Tip 6: End with a toast everyone can actually do

At a small wedding, the toast itself is a moment. Make it doable.

Give people a second to pick up their glasses. Say the couple's names clearly. Keep the toast line short enough that guests can repeat it if they want to. Something like: "To Hannah and Jordan — may your home always be this full, this loud, and this loved."

Then pause. Drink. Sit down. Do not apologize for being emotional. Do not tack on "oh, and one more thing." The end is the end.

For more on the final beat, the breakdown at how to end a mother of the bride speech goes deeper on closings specifically. And if the whole structure still feels shaky, the complete mother of the bride speech guide is the fuller playbook.

The truth is: a small wedding speech is easier than a big one in almost every way.
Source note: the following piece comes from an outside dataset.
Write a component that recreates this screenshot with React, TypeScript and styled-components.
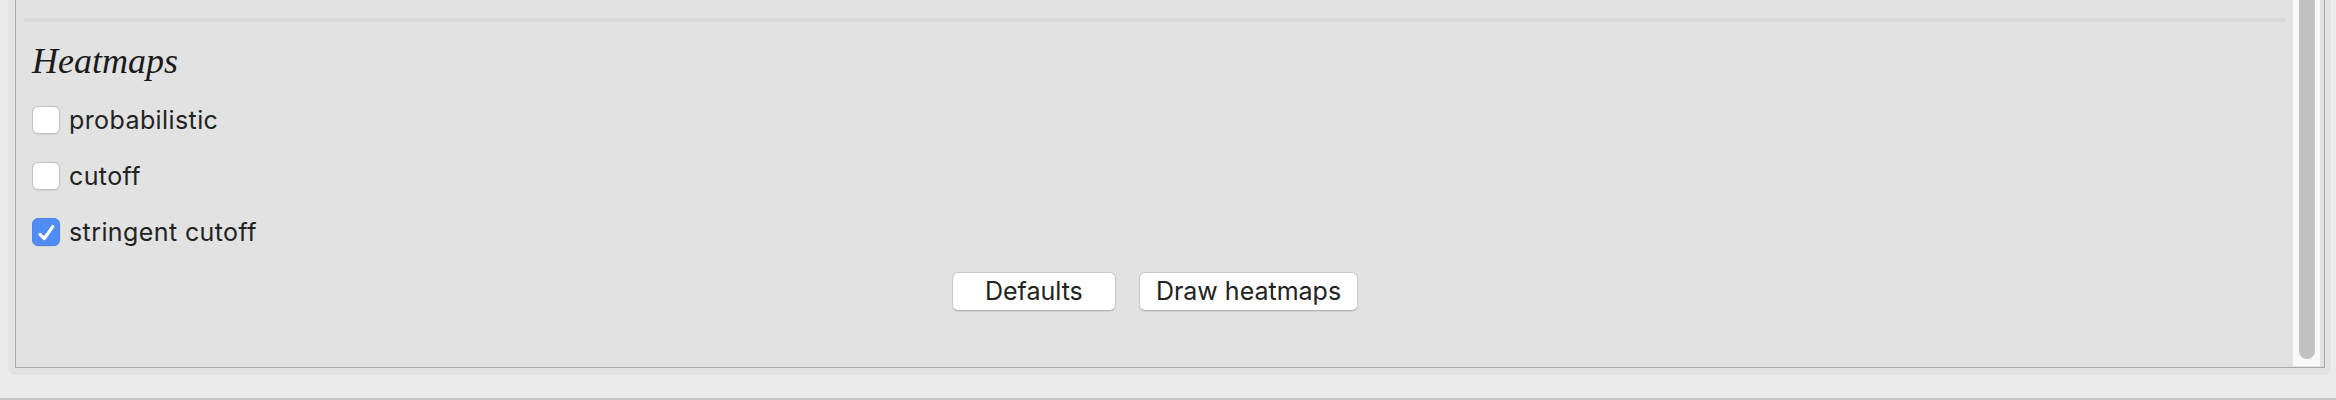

There is no sound system to fight. No cousin from Denver to explain yourself to. Just the people who were going to love this speech no matter what, because they love you and they love her. Keep it short. Keep it specific. Say the names. Sit down.

If you want a few phrases to steal or adapt, mother of the bride speech wording has openings and toasts you can lift whole.

FAQ

Q: How long should a mother of the bride speech be at a small wedding?

Two to four minutes. With 20 or 30 guests you can feel the room tire out faster than at a big reception, so shorter is almost always better.

Q: Should I still write it out if the wedding is only 15 people?

Yes. Write the whole speech, then rehearse until you can deliver it from three or four bullet points. The small crowd will make any stumble feel louder.

Q: Is it okay to cry during the speech?

Completely. In a small room, a pause to breathe lands beautifully. Keep tissues in your hand and give yourself permission to stop for a second.

Q: Do I need to thank guests for traveling?

Yes, briefly. At a small wedding most people made an effort to be there, and a single sentence of real thanks goes a long way.

Q: Should the speech be different if it is a backyard or elopement dinner?

Slightly. Match the energy in the room. If everyone is in jeans at a long table, skip the formal opening and talk like you are passing a dish.